Lines containing "Tailwind" are to be counted. Give the number and nothing more.

Records supplied ->

++++++++++++++++++++

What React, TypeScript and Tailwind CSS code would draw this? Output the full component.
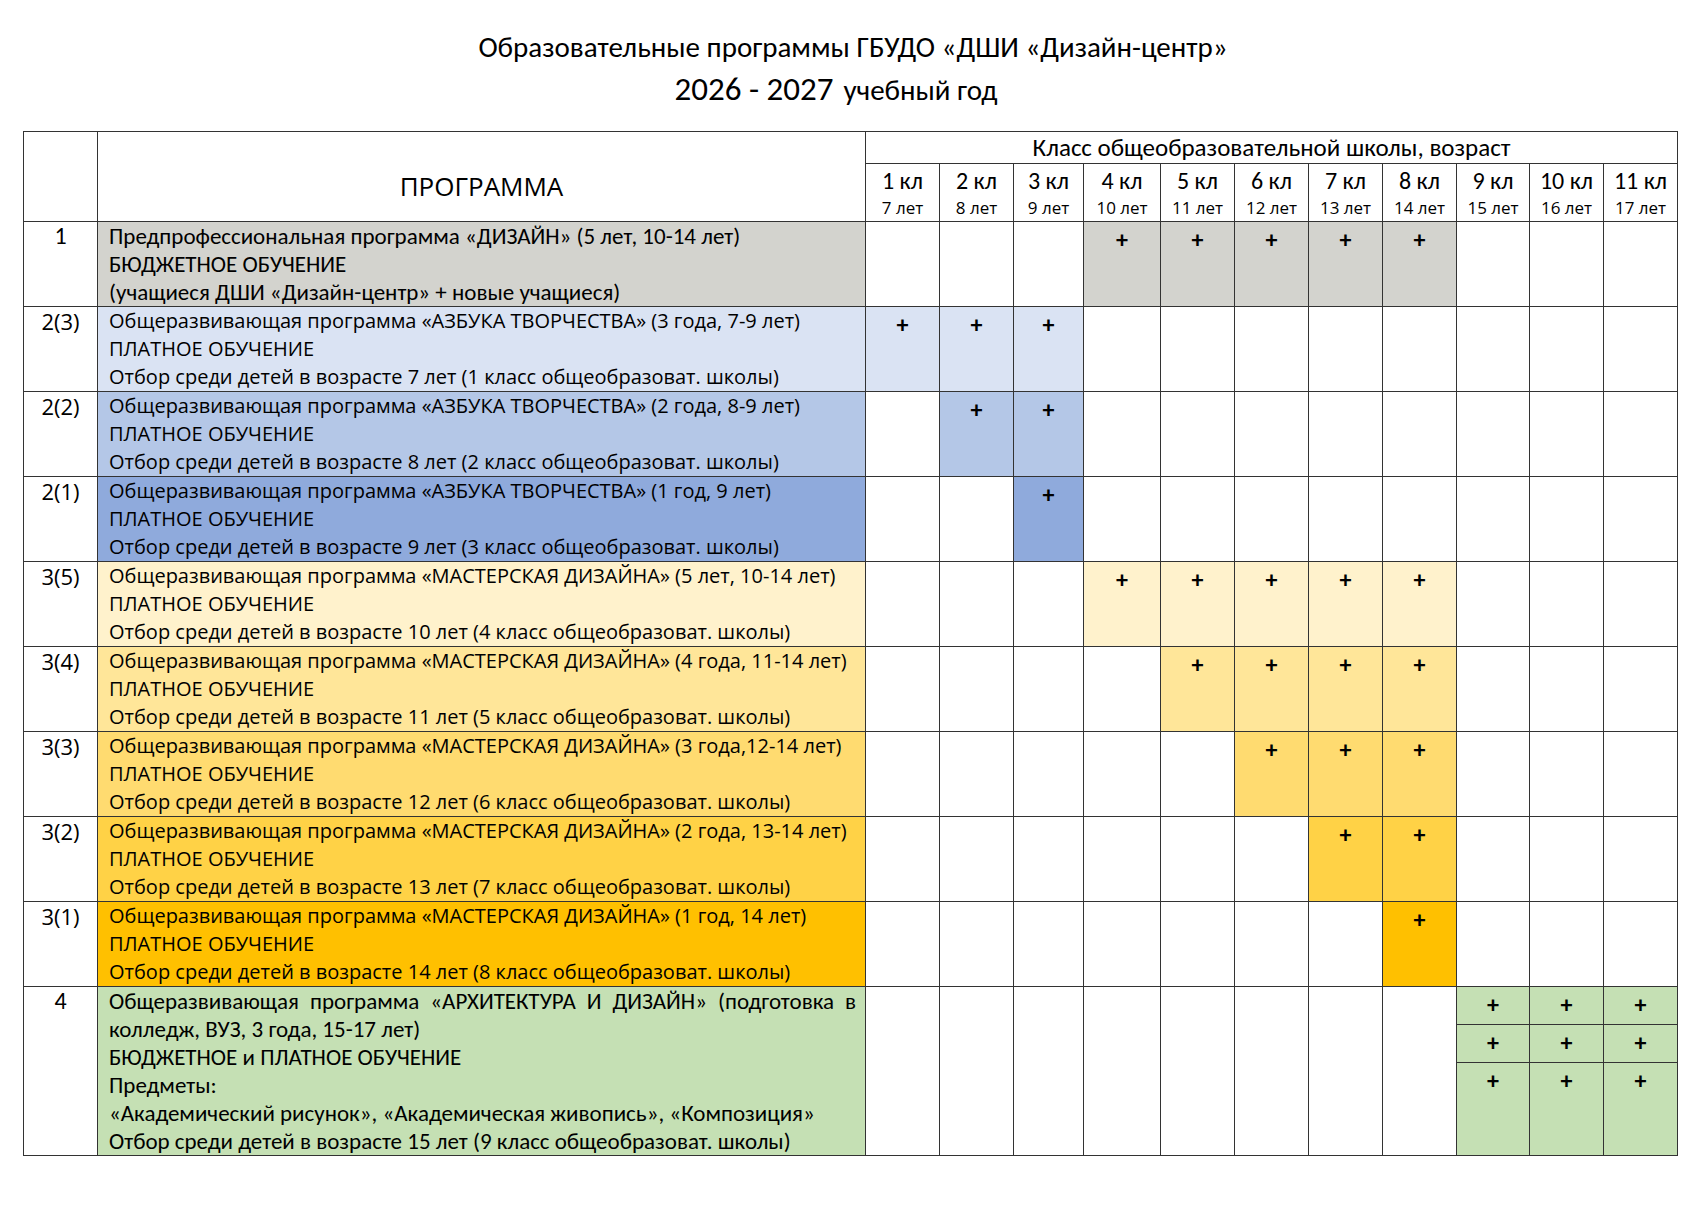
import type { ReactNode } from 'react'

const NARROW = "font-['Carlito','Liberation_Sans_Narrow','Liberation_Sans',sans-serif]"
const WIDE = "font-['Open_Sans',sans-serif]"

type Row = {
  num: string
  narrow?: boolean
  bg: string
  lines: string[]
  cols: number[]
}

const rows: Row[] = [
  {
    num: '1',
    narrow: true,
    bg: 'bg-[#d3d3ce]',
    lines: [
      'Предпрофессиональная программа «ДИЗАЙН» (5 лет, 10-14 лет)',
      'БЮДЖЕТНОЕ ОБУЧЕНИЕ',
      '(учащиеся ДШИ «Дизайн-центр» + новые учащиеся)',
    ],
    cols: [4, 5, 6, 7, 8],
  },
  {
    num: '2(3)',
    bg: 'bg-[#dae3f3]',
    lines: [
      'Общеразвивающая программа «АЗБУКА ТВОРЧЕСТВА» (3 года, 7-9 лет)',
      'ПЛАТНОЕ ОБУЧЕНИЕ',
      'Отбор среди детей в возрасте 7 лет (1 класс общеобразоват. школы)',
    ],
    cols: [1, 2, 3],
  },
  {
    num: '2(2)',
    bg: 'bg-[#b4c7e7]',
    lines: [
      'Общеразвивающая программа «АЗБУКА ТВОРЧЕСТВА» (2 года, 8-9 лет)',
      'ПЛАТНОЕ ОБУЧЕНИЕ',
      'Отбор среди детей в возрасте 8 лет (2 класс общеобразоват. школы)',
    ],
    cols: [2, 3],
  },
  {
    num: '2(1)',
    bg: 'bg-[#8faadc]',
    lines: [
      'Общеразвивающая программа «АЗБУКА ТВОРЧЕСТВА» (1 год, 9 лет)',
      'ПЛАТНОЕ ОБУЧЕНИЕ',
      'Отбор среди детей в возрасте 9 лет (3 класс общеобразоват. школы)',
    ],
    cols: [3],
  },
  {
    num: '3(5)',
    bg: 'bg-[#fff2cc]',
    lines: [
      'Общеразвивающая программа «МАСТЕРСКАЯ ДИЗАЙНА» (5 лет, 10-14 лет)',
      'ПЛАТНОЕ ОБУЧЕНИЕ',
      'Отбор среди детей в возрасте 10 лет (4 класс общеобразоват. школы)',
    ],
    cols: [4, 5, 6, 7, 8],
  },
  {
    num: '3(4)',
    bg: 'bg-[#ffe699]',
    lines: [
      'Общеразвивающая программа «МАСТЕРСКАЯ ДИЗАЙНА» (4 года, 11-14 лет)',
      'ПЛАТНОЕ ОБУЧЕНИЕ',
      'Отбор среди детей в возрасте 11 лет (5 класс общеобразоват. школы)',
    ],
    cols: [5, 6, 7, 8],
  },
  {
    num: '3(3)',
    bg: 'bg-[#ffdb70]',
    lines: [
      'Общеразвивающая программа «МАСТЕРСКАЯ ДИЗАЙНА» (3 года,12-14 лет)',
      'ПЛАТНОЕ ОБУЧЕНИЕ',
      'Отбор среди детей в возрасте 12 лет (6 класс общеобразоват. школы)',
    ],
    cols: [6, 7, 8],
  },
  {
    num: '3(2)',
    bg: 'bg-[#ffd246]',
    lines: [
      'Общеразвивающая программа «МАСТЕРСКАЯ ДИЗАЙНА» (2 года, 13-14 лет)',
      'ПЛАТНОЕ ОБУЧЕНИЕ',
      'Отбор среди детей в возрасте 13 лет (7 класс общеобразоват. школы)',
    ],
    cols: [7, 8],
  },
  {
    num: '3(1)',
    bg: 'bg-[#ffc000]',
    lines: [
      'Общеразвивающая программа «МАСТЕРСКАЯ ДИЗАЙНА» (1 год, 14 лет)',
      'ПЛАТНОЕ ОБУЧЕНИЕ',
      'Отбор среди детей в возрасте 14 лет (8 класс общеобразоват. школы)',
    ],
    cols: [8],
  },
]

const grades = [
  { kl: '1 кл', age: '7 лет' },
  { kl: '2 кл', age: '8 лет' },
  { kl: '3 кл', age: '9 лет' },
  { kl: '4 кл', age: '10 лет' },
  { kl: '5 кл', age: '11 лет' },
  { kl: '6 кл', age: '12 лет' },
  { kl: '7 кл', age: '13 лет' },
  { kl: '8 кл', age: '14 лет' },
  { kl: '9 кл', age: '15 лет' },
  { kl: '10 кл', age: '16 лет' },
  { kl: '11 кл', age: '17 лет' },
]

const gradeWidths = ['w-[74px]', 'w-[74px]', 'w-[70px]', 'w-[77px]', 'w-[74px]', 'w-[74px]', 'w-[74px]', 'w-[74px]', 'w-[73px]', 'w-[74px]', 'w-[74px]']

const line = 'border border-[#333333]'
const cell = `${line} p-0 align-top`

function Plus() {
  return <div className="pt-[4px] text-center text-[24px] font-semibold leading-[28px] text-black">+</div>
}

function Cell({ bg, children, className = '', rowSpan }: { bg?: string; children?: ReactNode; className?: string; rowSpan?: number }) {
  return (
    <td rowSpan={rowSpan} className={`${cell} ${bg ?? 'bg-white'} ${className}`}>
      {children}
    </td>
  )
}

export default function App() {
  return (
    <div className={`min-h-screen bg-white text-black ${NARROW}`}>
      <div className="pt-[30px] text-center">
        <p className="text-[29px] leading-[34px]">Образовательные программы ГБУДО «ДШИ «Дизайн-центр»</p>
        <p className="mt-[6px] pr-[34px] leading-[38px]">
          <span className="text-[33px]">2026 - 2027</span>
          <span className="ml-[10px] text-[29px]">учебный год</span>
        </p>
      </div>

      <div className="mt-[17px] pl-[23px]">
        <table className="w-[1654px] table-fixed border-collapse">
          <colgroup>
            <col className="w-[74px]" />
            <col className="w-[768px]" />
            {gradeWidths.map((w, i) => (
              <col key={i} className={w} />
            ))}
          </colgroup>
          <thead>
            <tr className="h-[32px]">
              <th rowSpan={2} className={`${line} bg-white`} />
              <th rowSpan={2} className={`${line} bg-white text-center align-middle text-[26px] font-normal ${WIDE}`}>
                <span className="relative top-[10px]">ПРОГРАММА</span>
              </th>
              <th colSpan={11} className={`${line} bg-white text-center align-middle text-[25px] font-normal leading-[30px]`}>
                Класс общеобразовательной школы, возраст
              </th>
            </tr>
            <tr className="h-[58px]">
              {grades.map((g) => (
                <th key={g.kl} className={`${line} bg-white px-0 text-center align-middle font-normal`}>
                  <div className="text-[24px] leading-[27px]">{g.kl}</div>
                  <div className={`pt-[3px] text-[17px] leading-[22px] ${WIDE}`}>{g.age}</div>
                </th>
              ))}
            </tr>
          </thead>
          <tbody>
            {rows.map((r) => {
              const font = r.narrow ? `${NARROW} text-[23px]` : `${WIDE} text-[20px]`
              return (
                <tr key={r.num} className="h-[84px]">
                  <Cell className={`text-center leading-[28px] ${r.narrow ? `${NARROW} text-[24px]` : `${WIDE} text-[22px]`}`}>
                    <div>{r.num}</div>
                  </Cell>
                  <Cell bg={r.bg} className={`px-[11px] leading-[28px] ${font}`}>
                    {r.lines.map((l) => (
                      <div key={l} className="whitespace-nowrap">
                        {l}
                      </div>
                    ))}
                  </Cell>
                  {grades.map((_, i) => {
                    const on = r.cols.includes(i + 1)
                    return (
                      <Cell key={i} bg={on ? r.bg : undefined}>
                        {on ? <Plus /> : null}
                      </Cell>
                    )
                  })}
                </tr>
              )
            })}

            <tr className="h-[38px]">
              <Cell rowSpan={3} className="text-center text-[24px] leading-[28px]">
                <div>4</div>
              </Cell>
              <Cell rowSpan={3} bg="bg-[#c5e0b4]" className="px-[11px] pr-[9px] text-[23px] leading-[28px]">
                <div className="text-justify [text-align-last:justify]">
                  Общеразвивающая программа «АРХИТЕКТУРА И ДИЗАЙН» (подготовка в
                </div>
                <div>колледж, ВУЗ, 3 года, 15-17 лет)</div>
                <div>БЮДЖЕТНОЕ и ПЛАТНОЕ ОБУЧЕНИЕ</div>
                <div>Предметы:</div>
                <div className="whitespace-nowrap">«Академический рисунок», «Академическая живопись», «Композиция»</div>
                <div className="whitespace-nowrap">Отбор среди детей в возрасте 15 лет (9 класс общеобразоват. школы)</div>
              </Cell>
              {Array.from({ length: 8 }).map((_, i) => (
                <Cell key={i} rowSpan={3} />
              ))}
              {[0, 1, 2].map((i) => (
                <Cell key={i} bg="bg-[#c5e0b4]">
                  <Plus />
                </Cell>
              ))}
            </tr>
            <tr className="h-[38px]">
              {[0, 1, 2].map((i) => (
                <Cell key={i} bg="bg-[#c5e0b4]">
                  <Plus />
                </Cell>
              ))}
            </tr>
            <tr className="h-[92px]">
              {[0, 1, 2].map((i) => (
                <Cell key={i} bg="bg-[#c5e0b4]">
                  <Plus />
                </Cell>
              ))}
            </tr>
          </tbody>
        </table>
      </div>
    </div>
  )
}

++++++++++++++++++++

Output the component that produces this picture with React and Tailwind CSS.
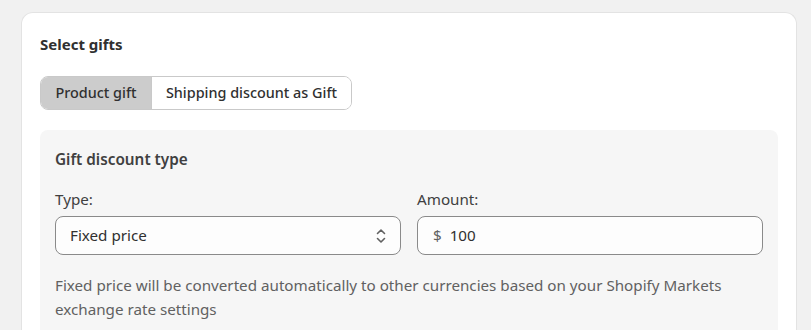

++++++++++++++++++++

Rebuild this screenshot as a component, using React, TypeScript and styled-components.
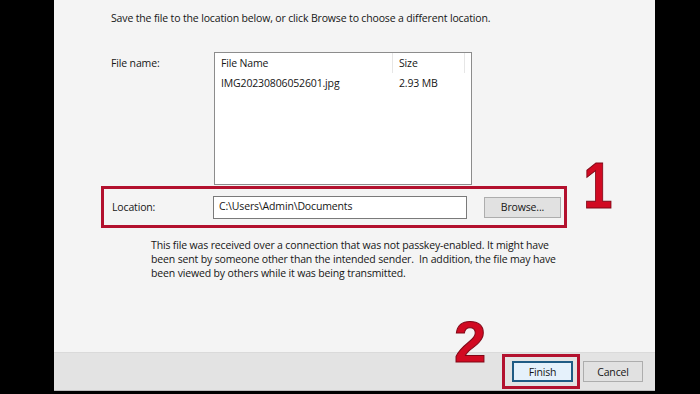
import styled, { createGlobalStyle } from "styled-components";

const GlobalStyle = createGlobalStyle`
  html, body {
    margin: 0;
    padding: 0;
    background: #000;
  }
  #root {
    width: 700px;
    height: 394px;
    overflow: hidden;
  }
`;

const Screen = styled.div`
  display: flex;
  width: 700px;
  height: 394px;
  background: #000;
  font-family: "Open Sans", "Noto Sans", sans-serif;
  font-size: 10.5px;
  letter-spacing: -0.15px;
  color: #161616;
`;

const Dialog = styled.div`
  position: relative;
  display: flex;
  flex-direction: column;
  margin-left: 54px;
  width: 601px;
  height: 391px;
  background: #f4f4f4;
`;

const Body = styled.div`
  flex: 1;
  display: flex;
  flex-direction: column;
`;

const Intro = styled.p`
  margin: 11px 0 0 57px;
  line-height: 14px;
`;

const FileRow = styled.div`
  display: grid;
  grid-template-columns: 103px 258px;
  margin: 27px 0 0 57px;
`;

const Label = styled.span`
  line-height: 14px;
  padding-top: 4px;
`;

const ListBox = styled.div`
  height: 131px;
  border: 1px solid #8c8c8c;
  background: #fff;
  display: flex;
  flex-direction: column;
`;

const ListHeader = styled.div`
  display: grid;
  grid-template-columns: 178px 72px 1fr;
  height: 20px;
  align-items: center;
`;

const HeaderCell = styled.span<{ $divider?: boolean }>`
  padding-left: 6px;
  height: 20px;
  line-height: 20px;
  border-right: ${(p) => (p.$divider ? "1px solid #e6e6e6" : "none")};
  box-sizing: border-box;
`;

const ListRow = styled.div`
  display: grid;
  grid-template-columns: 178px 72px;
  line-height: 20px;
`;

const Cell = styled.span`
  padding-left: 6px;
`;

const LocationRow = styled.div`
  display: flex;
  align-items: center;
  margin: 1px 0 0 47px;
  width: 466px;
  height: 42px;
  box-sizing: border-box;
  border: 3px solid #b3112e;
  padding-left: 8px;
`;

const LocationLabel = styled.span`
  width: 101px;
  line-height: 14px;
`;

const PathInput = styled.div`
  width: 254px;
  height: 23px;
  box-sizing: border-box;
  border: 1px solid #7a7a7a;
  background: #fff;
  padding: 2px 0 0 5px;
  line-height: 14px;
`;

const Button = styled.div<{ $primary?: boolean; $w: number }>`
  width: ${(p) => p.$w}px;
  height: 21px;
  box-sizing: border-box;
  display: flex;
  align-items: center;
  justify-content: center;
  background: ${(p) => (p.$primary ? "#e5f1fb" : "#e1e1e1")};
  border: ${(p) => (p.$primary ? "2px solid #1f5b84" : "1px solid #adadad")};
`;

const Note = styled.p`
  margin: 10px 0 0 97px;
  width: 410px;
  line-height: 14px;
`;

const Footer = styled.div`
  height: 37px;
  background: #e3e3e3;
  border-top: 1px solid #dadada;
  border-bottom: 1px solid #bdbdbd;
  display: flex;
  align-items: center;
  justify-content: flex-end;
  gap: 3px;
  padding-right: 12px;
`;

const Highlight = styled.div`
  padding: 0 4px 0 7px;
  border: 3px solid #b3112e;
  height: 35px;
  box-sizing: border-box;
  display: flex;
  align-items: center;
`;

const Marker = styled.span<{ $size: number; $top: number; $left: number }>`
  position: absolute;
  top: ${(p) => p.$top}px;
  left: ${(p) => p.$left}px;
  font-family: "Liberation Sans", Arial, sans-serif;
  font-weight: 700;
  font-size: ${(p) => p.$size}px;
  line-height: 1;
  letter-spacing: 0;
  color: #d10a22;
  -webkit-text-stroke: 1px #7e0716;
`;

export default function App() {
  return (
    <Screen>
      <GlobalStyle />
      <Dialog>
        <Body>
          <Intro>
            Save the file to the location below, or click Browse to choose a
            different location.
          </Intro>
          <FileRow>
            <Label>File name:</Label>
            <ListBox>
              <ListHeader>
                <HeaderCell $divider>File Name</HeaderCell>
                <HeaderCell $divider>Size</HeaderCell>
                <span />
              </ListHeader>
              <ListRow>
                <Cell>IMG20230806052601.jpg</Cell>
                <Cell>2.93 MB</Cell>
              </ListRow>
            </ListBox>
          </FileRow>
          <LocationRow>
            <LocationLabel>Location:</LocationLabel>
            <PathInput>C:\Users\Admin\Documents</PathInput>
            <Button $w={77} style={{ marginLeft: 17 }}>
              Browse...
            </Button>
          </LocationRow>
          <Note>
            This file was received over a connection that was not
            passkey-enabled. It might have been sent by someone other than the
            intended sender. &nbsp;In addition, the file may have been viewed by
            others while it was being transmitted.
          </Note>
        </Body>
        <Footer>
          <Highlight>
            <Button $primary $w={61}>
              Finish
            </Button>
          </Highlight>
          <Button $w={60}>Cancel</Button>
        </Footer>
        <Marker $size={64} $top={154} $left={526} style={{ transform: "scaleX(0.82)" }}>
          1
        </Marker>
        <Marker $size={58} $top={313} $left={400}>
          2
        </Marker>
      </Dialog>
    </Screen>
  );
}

++++++++++++++++++++

Solved problem ->
2